Absolutely there’s a certain amount of improvisation - I have yet to record a record having toured the songs and having a finished arrangement. For this record we rehearsed and nailed down some things, but lots of things happened in the studio as we recorded. The overdubs were pretty improvised, a lot of them were just me just messing around at home, and then others by the amazing musicians who played on the record. The strings were entirely arranged, so not improvised at all - all the parts written by me on a midi keyboard, and then translated into legible scores by my friend Mike Smith. That was a new and exciting idea for me. But generally, I think it's great to leave a certain amount of openness when going into a studio because then you can be informed by the sonic qualities of the recording - you can allow that to change the arrangement - and also because recorded music is just fundamentally different from live music. To me anyways.
You're bringing your live performance to Marfa Myths this year. Have you been or played in Marfa before? Do you amend or adapt your live performances based on the space you're playing in or the city you're playing to? Anything you're looking forward to about Marfa?
I have never been to or played in Marfa before, no. I’m excited to go. The lineup of that festival is amazing and so unusual. I wish I could stay to see everything.
Right now, me and the band are on a path of bringing the same energy to the show, whether it’s in a tiny club or a huge theatre or a church or a grimy bar. We’ve been looking to find consistency in what we present, to dig into the same well, to not be thrown off by a strange situation or a quiet audience or whatever the case may be. But of course every show is different too - you feel the audience - you are in different spaces within yourself. No two shows are ever really the same.

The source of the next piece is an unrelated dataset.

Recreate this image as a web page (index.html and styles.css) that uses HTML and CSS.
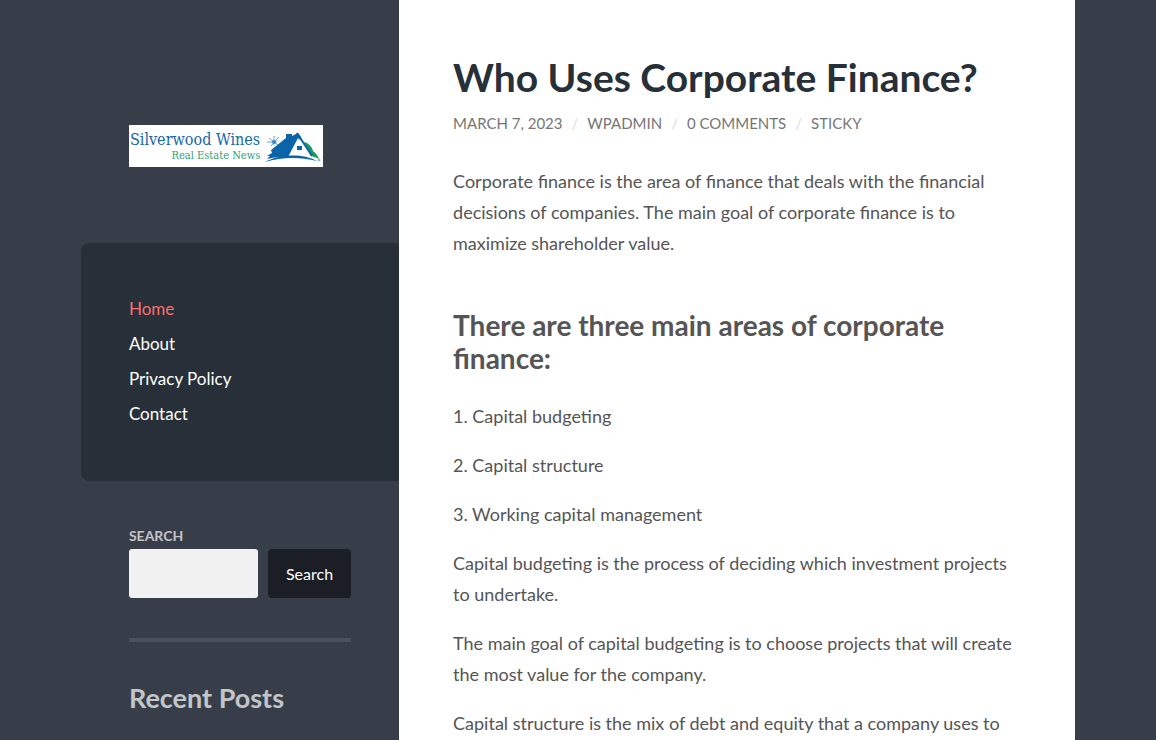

The Weather Station was the first record you self-produced. Do you have any formal training producing? What inspired you to take on the process independently? Were the result what you had intended or expected?
In music, the designation of producer is somewhat loose - but it essentially means the person creatively in charge - the person making the decisions - the person directing the process. I did self produce my very first record (The Line) and recorded and mixed that one also, but for the subsequent two records I’d collaborated creatively on the vision of the record. It was really great and necessary to take back that control - to make all the decisions and trust myself, after many years of thinking everyone else knew better than me. And it’s not that I necessarily know better than anyone else - but it took realizing that I had a specific vision, and whether or not my ideas were good or bad, it was important to follow them. I worked with great people - Howard Bilerman, who recorded the initial sessions - Darryl Neudorf who mixed the record - the many amazing musicians who played - who all brought a lot to the table. But in the end I did manage to direct the process and the outcome in my own way.
I had a pretty clear vision of this record going in - the sound, the vibe, some aspects of the arrangements - and it honestly turned out almost exactly how I imagined. It was and is what I hoped it would be.
As you tour and play your songs night after night while you're touring extensively, do you find inspiration to write new material or does the opposite effect set in? Are you motivated creatively while you're on the road?
Absolutely, I do some of my best thinking on the road, in the van looking out the window. It’s next to impossible to actually write on the road, as I never have any time or space or quiet, but I do have a lot of chances to think, which often leads to songs and emotions coming out when I get home.
I think too when you play the same songs for a long time, you start to see their weaknesses, and it pushes you forward to want to make something new and better than what you’ve done before. I definitely feel that way now, and am excited to have some time to be able to write again.